↓

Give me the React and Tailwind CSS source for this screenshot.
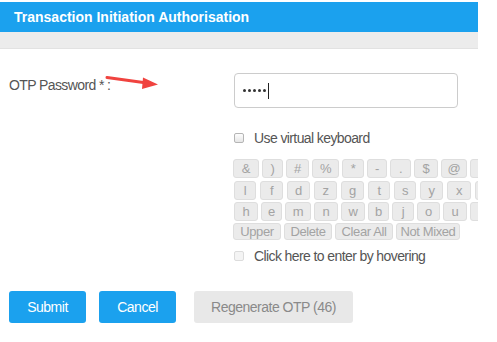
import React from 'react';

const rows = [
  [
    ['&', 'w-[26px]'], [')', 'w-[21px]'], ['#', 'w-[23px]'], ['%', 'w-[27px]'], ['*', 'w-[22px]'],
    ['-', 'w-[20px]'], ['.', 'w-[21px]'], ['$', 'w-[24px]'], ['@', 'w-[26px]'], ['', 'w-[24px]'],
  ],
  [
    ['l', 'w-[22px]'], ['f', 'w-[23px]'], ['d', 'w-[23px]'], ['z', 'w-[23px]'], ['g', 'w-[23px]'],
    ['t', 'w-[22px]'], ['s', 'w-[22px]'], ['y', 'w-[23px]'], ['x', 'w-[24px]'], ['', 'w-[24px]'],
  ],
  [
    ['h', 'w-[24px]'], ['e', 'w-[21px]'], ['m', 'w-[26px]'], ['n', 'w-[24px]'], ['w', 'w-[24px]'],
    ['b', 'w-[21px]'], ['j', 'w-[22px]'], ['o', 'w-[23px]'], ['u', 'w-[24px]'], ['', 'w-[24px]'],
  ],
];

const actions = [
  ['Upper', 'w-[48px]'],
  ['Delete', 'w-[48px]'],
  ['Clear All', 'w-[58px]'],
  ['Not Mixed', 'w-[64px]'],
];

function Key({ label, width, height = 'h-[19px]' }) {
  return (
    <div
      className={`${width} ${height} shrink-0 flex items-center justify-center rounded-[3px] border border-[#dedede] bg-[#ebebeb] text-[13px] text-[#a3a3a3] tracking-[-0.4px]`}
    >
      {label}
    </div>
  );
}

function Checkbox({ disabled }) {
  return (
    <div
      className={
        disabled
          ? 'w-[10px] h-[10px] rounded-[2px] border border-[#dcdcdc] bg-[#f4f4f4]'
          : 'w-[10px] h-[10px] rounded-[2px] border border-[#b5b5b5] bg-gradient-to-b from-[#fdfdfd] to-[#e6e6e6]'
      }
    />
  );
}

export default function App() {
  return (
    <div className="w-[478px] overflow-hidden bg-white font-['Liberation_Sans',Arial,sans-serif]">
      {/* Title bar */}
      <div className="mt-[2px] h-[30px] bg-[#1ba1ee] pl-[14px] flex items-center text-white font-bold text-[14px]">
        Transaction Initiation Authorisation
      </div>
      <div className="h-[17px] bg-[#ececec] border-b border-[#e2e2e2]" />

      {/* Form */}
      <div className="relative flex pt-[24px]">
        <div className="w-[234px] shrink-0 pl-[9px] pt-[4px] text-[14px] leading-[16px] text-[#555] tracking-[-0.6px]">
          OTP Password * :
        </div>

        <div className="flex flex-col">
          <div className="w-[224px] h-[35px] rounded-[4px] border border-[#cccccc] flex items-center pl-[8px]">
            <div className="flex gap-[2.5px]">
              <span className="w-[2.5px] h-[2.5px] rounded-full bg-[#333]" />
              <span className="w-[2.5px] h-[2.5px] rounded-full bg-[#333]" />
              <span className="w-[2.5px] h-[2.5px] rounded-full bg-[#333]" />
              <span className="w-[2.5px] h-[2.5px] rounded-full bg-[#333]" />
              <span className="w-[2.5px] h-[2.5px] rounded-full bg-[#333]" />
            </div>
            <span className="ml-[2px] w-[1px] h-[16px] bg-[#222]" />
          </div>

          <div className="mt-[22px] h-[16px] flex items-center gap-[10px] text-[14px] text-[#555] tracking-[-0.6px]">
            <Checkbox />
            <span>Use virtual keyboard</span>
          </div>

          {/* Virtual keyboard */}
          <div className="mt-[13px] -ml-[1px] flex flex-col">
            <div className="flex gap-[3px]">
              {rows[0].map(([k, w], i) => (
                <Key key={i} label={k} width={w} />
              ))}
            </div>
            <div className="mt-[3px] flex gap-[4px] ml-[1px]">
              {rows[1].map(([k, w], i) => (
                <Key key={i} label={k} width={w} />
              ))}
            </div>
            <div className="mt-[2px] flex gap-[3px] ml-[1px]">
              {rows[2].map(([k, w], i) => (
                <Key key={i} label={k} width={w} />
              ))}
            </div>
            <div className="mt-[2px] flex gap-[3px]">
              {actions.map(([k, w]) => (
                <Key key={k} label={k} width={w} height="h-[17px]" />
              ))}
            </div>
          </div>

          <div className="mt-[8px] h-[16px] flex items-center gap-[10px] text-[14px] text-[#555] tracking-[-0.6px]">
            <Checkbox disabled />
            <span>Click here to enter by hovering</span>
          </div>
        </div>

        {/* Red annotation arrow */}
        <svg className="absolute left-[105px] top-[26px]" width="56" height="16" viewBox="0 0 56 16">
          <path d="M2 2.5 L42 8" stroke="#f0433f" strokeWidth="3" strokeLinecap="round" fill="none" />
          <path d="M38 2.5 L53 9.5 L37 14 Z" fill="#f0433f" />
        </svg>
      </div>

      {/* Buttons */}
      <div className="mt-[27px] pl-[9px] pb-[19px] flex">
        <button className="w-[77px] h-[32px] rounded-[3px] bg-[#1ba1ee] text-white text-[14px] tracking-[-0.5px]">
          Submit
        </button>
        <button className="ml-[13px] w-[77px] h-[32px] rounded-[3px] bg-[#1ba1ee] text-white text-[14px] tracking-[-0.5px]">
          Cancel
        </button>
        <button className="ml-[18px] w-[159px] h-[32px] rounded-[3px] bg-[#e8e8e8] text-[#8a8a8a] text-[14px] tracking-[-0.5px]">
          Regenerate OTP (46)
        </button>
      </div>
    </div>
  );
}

↑
↓

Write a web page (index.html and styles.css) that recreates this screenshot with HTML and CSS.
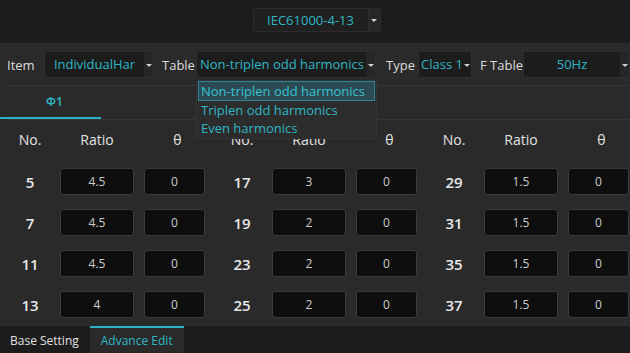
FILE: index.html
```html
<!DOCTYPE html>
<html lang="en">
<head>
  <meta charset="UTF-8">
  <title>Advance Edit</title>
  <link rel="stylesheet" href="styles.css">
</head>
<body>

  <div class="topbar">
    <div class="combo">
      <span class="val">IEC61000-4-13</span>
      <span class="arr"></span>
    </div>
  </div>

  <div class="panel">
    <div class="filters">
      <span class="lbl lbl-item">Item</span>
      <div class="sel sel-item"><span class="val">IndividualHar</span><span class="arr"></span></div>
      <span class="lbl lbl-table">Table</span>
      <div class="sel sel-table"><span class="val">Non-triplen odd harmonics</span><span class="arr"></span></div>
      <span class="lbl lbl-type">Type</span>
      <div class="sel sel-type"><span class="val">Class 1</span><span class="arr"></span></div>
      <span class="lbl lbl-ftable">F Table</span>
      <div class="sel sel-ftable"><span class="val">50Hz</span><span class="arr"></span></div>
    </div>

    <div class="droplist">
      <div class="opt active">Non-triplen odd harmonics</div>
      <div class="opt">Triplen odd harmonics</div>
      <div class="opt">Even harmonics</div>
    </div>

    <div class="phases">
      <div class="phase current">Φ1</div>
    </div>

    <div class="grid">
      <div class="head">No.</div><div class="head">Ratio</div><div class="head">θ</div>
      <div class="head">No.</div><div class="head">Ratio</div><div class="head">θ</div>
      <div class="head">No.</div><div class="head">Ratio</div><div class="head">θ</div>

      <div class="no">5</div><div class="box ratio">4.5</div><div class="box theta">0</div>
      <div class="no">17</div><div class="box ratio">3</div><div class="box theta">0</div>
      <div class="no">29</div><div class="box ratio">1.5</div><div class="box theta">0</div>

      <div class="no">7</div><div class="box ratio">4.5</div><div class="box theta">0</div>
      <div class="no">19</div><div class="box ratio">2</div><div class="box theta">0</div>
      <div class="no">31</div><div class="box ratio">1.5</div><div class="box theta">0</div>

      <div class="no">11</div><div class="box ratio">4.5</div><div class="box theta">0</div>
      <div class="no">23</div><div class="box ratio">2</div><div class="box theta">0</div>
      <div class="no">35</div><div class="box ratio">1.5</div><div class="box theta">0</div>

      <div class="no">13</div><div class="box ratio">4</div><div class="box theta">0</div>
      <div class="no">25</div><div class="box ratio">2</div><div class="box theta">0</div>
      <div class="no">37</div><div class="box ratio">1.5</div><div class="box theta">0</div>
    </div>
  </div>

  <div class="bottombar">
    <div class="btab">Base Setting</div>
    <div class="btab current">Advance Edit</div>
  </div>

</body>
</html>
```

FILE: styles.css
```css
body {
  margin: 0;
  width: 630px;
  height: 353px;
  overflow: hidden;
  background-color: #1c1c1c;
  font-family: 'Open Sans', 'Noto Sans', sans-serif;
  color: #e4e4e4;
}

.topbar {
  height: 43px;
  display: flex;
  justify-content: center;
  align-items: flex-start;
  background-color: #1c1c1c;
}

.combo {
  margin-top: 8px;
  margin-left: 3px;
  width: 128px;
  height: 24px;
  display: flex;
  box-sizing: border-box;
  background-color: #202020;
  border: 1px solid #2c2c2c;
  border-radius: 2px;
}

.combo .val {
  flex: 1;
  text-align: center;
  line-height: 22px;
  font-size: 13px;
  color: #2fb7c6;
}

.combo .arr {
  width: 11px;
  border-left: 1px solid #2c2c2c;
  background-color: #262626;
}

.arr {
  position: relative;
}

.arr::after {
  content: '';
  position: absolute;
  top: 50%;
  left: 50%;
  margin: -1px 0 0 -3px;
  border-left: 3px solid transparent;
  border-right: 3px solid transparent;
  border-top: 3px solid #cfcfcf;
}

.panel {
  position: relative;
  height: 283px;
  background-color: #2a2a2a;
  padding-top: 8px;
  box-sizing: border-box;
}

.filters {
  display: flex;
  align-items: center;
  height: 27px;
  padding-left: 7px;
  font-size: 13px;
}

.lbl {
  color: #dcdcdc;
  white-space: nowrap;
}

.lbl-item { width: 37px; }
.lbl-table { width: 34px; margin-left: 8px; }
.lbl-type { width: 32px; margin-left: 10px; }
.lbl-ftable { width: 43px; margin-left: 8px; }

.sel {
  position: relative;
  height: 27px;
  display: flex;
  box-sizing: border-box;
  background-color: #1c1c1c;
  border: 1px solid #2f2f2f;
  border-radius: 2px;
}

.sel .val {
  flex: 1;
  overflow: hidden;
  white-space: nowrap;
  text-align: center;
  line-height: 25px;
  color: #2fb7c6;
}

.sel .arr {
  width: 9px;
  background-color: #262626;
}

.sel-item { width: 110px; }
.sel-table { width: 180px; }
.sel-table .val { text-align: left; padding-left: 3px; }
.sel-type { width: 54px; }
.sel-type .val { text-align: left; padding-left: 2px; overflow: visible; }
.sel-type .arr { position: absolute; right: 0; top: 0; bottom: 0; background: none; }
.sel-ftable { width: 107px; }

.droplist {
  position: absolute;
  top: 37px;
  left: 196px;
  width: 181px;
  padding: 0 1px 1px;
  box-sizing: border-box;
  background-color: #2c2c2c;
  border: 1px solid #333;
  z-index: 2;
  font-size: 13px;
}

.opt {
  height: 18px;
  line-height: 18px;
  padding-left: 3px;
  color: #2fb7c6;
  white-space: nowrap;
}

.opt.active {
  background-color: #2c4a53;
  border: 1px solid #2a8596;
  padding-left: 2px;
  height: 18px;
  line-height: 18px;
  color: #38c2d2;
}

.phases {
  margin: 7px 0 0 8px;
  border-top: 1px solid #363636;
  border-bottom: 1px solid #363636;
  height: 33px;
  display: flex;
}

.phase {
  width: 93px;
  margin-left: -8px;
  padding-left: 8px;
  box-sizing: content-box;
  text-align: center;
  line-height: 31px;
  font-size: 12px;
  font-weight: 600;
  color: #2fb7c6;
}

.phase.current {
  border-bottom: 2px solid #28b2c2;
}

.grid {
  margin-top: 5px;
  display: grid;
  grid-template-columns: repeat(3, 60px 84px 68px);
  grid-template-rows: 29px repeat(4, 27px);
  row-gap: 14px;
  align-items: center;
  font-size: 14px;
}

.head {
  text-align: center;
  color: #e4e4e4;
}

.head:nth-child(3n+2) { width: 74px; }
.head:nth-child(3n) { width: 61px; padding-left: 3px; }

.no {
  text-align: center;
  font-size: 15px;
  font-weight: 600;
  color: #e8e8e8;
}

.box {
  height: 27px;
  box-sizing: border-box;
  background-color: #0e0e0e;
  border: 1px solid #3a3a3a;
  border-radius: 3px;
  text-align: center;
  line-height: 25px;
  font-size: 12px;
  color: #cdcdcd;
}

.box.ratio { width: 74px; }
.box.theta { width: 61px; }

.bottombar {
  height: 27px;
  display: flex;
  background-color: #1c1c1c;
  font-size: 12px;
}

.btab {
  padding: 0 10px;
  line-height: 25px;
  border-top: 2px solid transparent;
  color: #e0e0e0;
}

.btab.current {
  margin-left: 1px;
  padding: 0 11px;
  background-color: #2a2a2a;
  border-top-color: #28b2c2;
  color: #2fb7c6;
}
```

↑

THE TASK: Each line of the material above either contains the word "styles" or does not; state how many do, and nothing else.

ANSWER TO THE TASK: 3